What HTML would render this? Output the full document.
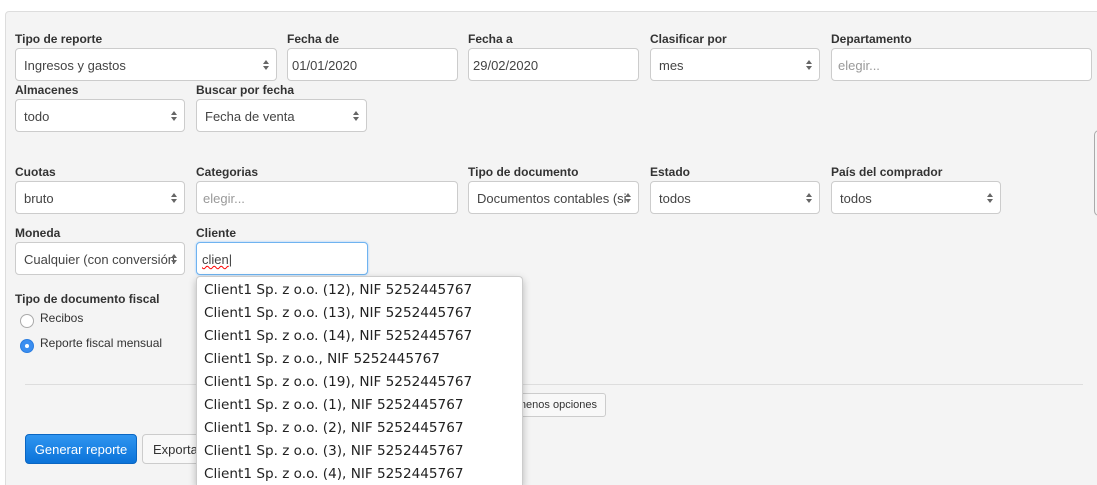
<!DOCTYPE html>
<html><head><meta charset="utf-8"><style>
*{box-sizing:border-box}
html,body{margin:0;width:1097px;height:485px;overflow:hidden}
body{background:#fff;font-family:"Liberation Sans",Arial,sans-serif;position:relative}
.panel{position:absolute;left:5px;top:11px;width:1100px;height:480px;background:#f4f4f4;border:1px solid #ddd;border-radius:4px}
.l{position:absolute;font-size:12px;font-weight:bold;color:#333}
.f{position:absolute;height:33px;background:#fff;border:1px solid #ccc;border-radius:4px;font-size:13px;color:#444;padding:0 8px;line-height:34px;white-space:nowrap;overflow:hidden}
.f.p{color:#999;padding-left:6px}
.s{padding-right:18px}
.s::after{content:"";position:absolute;right:7px;top:11px;border-left:3px solid transparent;border-right:3px solid transparent;border-bottom:4px solid #666}
.s::before{content:"";position:absolute;right:7px;top:17px;border-left:3px solid transparent;border-right:3px solid transparent;border-top:4px solid #666}
.r{position:absolute;width:14px;height:14px;border-radius:50%;border:1px solid #aaa;background:#fff}
.t{position:absolute;font-size:12px;color:#333}
.dd{position:absolute;left:196px;top:276px;width:327px;height:209px;background:#fff;border:1px solid #ccc;border-bottom:none;border-radius:4px 4px 0 0;box-shadow:0 3px 8px rgba(0,0,0,.25);padding-top:2px;overflow:hidden}
.dd div{height:23px;line-height:23px;padding-left:7px;font-family:"DejaVu Sans",sans-serif;font-size:13.6px;color:#222;white-space:nowrap}
</style></head><body>
<div class="panel"></div>
<div class="l" style="left:15px;top:32px">Tipo de reporte</div>
<div class="l" style="left:287px;top:32px">Fecha de</div>
<div class="l" style="left:468px;top:32px">Fecha a</div>
<div class="l" style="left:650px;top:32px">Clasificar por</div>
<div class="l" style="left:831px;top:32px">Departamento</div>
<div class="f s" style="left:15px;top:48px;width:262px">Ingresos y gastos</div>
<div class="f" style="left:287px;top:48px;width:171px;padding-left:4px">01/01/2020</div>
<div class="f" style="left:468px;top:48px;width:171px;padding-left:4px">29/02/2020</div>
<div class="f s" style="left:650px;top:48px;width:170px">mes</div>
<div class="f p" style="left:831px;top:48px;width:261px">elegir...</div>
<div class="l" style="left:15px;top:83px">Almacenes</div>
<div class="l" style="left:196px;top:83px">Buscar por fecha</div>
<div class="f s" style="left:15px;top:99px;width:170px">todo</div>
<div class="f s" style="left:196px;top:99px;width:171px">Fecha de venta</div>
<div class="l" style="left:15px;top:165px">Cuotas</div>
<div class="l" style="left:196px;top:165px">Categorias</div>
<div class="l" style="left:468px;top:165px">Tipo de documento</div>
<div class="l" style="left:650px;top:165px">Estado</div>
<div class="l" style="left:831px;top:165px">País del comprador</div>
<div class="f s" style="left:15px;top:181px;width:170px">bruto</div>
<div class="f p" style="left:196px;top:181px;width:262px">elegir...</div>
<div class="f s" style="left:468px;top:181px;width:171px">Documentos contables (si</div>
<div class="f s" style="left:650px;top:181px;width:170px">todos</div>
<div class="f s" style="left:831px;top:181px;width:170px">todos</div>
<div style="position:absolute;left:1094px;top:130px;width:10px;height:86px;border:1px solid #aaa;border-radius:5px"></div>
<div class="l" style="left:15px;top:226px">Moneda</div>
<div class="l" style="left:196px;top:226px">Cliente</div>
<div class="f s" style="left:15px;top:242px;width:170px">Cualquier (con conversión</div>
<div class="f" style="left:196px;top:242px;width:172px;border-color:#6fb3f0;box-shadow:0 0 2px #9cf;padding-left:5px"><span style="text-decoration:underline wavy red;text-decoration-thickness:1px">clien</span>|</div>
<div class="l" style="left:15px;top:292px">Tipo de documento fiscal</div>
<div class="r" style="left:20px;top:314px"></div>
<div class="t" style="left:40px;top:311px">Recibos</div>
<div class="r" style="left:20px;top:339px;background:#3b8ef0;border-color:#2a7de0"><div style="width:4px;height:4px;background:#fff;border-radius:50%;margin:4px"></div></div>
<div class="t" style="left:40px;top:336px">Reporte fiscal mensual</div>
<div style="position:absolute;left:25px;top:384px;width:1058px;height:1px;background:#ddd"></div>
<div style="position:absolute;left:440px;top:393px;width:166px;height:24px;background:#f8f8f8;border:1px solid #ccc;border-radius:3px;font-size:11px;color:#333;line-height:22px;text-align:right;padding-right:8px">menos opciones</div>
<div style="position:absolute;left:25px;top:434px;width:112px;height:30px;background:linear-gradient(#2f95f0,#0b73d9);border:1px solid #0a66c2;border-radius:4px;color:#fff;font-size:13px;line-height:30px;text-align:center">Generar reporte</div>
<div style="position:absolute;left:142px;top:434px;width:90px;height:30px;background:#f8f8f8;border:1px solid #ccc;border-radius:4px;color:#333;font-size:13px;line-height:30px;padding-left:10px">Exportar</div>
<div class="dd">
<div>Client1 Sp. z o.o. (12), NIF 5252445767</div>
<div>Client1 Sp. z o.o. (13), NIF 5252445767</div>
<div>Client1 Sp. z o.o. (14), NIF 5252445767</div>
<div>Client1 Sp. z o.o., NIF 5252445767</div>
<div>Client1 Sp. z o.o. (19), NIF 5252445767</div>
<div>Client1 Sp. z o.o. (1), NIF 5252445767</div>
<div>Client1 Sp. z o.o. (2), NIF 5252445767</div>
<div>Client1 Sp. z o.o. (3), NIF 5252445767</div>
<div>Client1 Sp. z o.o. (4), NIF 5252445767</div>
</div>
</body></html>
══════════
● WHAT THIS TASK INVOLVES
Transcribe all the lines above exactly, apart from the pictures.

● RESULT OF THIS TASK
What HTML would render this? Output the full document.
<!DOCTYPE html>
<html><head><meta charset="utf-8"><style>
*{box-sizing:border-box}
html,body{margin:0;width:1097px;height:485px;overflow:hidden}
body{background:#fff;font-family:"Liberation Sans",Arial,sans-serif;position:relative}
.panel{position:absolute;left:5px;top:11px;width:1100px;height:480px;background:#f4f4f4;border:1px solid #ddd;border-radius:4px}
.l{position:absolute;font-size:12px;font-weight:bold;color:#333}
.f{position:absolute;height:33px;background:#fff;border:1px solid #ccc;border-radius:4px;font-size:13px;color:#444;padding:0 8px;line-height:34px;white-space:nowrap;overflow:hidden}
.f.p{color:#999;padding-left:6px}
.s{padding-right:18px}
.s::after{content:"";position:absolute;right:7px;top:11px;border-left:3px solid transparent;border-right:3px solid transparent;border-bottom:4px solid #666}
.s::before{content:"";position:absolute;right:7px;top:17px;border-left:3px solid transparent;border-right:3px solid transparent;border-top:4px solid #666}
.r{position:absolute;width:14px;height:14px;border-radius:50%;border:1px solid #aaa;background:#fff}
.t{position:absolute;font-size:12px;color:#333}
.dd{position:absolute;left:196px;top:276px;width:327px;height:209px;background:#fff;border:1px solid #ccc;border-bottom:none;border-radius:4px 4px 0 0;box-shadow:0 3px 8px rgba(0,0,0,.25);padding-top:2px;overflow:hidden}
.dd div{height:23px;line-height:23px;padding-left:7px;font-family:"DejaVu Sans",sans-serif;font-size:13.6px;color:#222;white-space:nowrap}
</style></head><body>
<div class="panel"></div>
<div class="l" style="left:15px;top:32px">Tipo de reporte</div>
<div class="l" style="left:287px;top:32px">Fecha de</div>
<div class="l" style="left:468px;top:32px">Fecha a</div>
<div class="l" style="left:650px;top:32px">Clasificar por</div>
<div class="l" style="left:831px;top:32px">Departamento</div>
<div class="f s" style="left:15px;top:48px;width:262px">Ingresos y gastos</div>
<div class="f" style="left:287px;top:48px;width:171px;padding-left:4px">01/01/2020</div>
<div class="f" style="left:468px;top:48px;width:171px;padding-left:4px">29/02/2020</div>
<div class="f s" style="left:650px;top:48px;width:170px">mes</div>
<div class="f p" style="left:831px;top:48px;width:261px">elegir...</div>
<div class="l" style="left:15px;top:83px">Almacenes</div>
<div class="l" style="left:196px;top:83px">Buscar por fecha</div>
<div class="f s" style="left:15px;top:99px;width:170px">todo</div>
<div class="f s" style="left:196px;top:99px;width:171px">Fecha de venta</div>
<div class="l" style="left:15px;top:165px">Cuotas</div>
<div class="l" style="left:196px;top:165px">Categorias</div>
<div class="l" style="left:468px;top:165px">Tipo de documento</div>
<div class="l" style="left:650px;top:165px">Estado</div>
<div class="l" style="left:831px;top:165px">País del comprador</div>
<div class="f s" style="left:15px;top:181px;width:170px">bruto</div>
<div class="f p" style="left:196px;top:181px;width:262px">elegir...</div>
<div class="f s" style="left:468px;top:181px;width:171px">Documentos contables (si</div>
<div class="f s" style="left:650px;top:181px;width:170px">todos</div>
<div class="f s" style="left:831px;top:181px;width:170px">todos</div>
<div style="position:absolute;left:1094px;top:130px;width:10px;height:86px;border:1px solid #aaa;border-radius:5px"></div>
<div class="l" style="left:15px;top:226px">Moneda</div>
<div class="l" style="left:196px;top:226px">Cliente</div>
<div class="f s" style="left:15px;top:242px;width:170px">Cualquier (con conversión</div>
<div class="f" style="left:196px;top:242px;width:172px;border-color:#6fb3f0;box-shadow:0 0 2px #9cf;padding-left:5px"><span style="text-decoration:underline wavy red;text-decoration-thickness:1px">clien</span>|</div>
<div class="l" style="left:15px;top:292px">Tipo de documento fiscal</div>
<div class="r" style="left:20px;top:314px"></div>
<div class="t" style="left:40px;top:311px">Recibos</div>
<div class="r" style="left:20px;top:339px;background:#3b8ef0;border-color:#2a7de0"><div style="width:4px;height:4px;background:#fff;border-radius:50%;margin:4px"></div></div>
<div class="t" style="left:40px;top:336px">Reporte fiscal mensual</div>
<div style="position:absolute;left:25px;top:384px;width:1058px;height:1px;background:#ddd"></div>
<div style="position:absolute;left:440px;top:393px;width:166px;height:24px;background:#f8f8f8;border:1px solid #ccc;border-radius:3px;font-size:11px;color:#333;line-height:22px;text-align:right;padding-right:8px">menos opciones</div>
<div style="position:absolute;left:25px;top:434px;width:112px;height:30px;background:linear-gradient(#2f95f0,#0b73d9);border:1px solid #0a66c2;border-radius:4px;color:#fff;font-size:13px;line-height:30px;text-align:center">Generar reporte</div>
<div style="position:absolute;left:142px;top:434px;width:90px;height:30px;background:#f8f8f8;border:1px solid #ccc;border-radius:4px;color:#333;font-size:13px;line-height:30px;padding-left:10px">Exportar</div>
<div class="dd">
<div>Client1 Sp. z o.o. (12), NIF 5252445767</div>
<div>Client1 Sp. z o.o. (13), NIF 5252445767</div>
<div>Client1 Sp. z o.o. (14), NIF 5252445767</div>
<div>Client1 Sp. z o.o., NIF 5252445767</div>
<div>Client1 Sp. z o.o. (19), NIF 5252445767</div>
<div>Client1 Sp. z o.o. (1), NIF 5252445767</div>
<div>Client1 Sp. z o.o. (2), NIF 5252445767</div>
<div>Client1 Sp. z o.o. (3), NIF 5252445767</div>
<div>Client1 Sp. z o.o. (4), NIF 5252445767</div>
</div>
</body></html>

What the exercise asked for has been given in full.